GIVEN DATA ->
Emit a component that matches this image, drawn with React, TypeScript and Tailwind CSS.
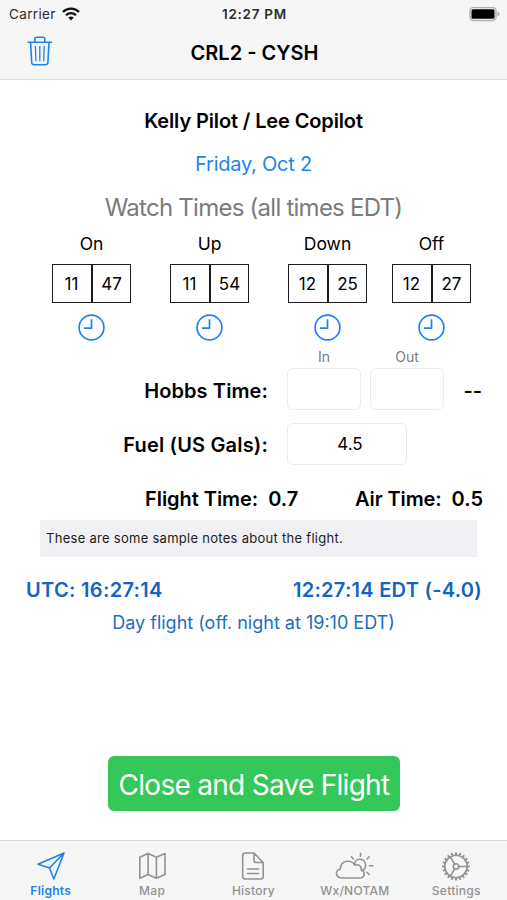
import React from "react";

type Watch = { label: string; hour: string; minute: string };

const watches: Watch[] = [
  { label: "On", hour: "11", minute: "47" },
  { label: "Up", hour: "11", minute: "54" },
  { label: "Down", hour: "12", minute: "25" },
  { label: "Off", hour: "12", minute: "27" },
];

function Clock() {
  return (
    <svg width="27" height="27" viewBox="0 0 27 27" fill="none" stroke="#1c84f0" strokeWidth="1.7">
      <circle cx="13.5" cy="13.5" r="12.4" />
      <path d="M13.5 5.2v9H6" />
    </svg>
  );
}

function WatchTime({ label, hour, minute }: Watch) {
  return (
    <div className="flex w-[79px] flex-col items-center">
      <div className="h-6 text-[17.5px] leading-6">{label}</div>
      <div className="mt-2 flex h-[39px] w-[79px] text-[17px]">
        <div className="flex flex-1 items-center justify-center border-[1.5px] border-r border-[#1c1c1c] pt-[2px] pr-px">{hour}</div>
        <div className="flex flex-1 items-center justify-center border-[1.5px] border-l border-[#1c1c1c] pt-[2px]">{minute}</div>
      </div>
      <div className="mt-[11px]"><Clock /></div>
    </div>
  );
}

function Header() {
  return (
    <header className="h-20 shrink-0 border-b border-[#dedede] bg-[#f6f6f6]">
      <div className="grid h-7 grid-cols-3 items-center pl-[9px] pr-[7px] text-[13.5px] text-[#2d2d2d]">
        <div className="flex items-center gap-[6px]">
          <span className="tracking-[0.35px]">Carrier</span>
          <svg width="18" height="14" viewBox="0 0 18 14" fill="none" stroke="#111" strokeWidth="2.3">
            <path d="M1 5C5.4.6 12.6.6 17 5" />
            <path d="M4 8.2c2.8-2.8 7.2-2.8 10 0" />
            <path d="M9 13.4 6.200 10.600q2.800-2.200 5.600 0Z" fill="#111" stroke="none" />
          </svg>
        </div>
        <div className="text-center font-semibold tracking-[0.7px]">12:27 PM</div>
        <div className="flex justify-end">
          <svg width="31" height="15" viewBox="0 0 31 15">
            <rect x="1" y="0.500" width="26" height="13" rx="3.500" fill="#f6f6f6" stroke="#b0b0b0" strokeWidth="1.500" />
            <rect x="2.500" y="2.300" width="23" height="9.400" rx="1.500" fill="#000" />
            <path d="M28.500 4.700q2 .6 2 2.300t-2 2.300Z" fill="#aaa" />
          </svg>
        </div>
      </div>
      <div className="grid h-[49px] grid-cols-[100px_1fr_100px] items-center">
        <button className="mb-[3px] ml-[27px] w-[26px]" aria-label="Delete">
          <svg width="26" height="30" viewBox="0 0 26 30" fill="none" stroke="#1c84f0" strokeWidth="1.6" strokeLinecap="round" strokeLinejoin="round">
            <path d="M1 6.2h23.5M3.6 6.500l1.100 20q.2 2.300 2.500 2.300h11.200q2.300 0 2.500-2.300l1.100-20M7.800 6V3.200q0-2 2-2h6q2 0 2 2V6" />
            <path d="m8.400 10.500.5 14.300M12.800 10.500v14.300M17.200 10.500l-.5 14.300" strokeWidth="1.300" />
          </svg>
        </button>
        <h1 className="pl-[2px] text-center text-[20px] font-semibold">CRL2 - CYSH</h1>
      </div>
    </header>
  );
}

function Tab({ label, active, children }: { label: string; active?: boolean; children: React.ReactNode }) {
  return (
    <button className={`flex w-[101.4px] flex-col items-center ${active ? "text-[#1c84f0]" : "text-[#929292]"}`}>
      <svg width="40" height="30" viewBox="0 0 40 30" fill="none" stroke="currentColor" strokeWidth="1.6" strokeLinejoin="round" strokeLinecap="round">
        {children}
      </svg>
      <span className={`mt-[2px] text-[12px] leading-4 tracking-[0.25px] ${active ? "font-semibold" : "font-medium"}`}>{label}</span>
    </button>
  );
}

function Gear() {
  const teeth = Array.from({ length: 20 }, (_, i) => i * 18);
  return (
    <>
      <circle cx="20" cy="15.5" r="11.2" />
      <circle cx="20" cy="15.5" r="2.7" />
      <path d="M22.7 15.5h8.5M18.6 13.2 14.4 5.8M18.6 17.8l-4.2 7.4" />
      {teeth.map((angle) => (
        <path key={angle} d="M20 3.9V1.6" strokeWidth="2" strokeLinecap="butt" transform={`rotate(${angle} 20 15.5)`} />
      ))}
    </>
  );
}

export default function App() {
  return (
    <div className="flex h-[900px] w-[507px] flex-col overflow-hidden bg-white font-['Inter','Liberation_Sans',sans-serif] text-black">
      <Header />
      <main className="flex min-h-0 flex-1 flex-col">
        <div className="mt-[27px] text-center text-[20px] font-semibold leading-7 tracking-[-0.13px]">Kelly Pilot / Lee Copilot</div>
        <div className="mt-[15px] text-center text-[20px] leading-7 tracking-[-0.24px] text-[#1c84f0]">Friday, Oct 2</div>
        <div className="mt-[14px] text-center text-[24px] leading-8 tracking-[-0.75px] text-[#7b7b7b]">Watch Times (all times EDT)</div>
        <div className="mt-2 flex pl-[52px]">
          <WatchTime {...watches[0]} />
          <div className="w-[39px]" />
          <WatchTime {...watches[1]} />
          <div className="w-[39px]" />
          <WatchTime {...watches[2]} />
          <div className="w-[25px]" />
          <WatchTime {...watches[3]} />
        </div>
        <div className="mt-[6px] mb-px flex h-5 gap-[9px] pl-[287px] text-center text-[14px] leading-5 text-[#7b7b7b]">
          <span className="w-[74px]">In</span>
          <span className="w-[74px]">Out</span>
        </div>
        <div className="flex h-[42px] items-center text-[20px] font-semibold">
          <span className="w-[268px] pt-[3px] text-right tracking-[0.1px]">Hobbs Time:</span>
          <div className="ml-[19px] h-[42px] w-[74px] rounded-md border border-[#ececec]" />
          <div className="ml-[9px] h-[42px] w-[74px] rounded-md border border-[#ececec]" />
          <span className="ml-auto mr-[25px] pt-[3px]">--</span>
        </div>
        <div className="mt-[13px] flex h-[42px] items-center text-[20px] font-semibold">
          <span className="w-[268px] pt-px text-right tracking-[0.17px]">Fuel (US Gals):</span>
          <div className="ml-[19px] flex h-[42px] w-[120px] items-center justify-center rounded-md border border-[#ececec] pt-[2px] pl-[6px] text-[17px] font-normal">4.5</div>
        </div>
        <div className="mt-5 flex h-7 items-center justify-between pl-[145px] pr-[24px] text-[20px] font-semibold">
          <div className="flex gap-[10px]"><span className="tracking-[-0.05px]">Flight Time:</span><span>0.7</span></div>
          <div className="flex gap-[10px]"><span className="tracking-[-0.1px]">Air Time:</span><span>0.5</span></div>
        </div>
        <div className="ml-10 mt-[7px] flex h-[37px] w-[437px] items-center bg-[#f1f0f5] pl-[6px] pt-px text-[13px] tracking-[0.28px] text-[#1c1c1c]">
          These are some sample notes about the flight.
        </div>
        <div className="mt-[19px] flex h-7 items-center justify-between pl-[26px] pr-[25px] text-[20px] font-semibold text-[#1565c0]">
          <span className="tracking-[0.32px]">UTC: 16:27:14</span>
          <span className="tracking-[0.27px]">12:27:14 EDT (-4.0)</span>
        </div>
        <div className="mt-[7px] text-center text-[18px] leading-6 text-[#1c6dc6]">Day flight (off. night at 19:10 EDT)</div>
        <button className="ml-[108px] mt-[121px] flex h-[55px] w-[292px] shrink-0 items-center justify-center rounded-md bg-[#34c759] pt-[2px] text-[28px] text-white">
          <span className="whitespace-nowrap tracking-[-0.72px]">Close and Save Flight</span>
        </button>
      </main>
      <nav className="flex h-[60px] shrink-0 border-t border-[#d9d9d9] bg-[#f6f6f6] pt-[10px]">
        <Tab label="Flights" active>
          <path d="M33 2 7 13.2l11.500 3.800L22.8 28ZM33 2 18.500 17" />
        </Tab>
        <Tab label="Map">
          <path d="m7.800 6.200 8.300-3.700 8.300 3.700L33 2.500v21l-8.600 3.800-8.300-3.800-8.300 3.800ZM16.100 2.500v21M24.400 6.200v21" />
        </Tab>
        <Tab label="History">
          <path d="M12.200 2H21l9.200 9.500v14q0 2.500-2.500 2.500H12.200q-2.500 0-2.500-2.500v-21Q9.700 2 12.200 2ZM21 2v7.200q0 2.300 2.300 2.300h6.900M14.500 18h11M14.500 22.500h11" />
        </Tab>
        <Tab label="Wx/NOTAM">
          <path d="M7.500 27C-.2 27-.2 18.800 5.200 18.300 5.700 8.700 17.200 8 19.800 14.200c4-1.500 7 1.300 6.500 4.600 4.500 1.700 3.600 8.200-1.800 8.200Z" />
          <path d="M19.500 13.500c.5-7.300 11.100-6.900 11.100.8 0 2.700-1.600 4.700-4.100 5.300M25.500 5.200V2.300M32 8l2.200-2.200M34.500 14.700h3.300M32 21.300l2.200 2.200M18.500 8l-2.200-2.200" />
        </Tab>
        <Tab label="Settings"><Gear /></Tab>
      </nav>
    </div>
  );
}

WRITTEN EXERCISE -> Identify lines with the string "React". Copy each one.

ANSWER TO THE PROBLEM ->
Emit a component that matches this image, drawn with React, TypeScript and Tailwind CSS.
import React from "react";
function Tab({ label, active, children }: { label: string; active?: boolean; children: React.ReactNode }) {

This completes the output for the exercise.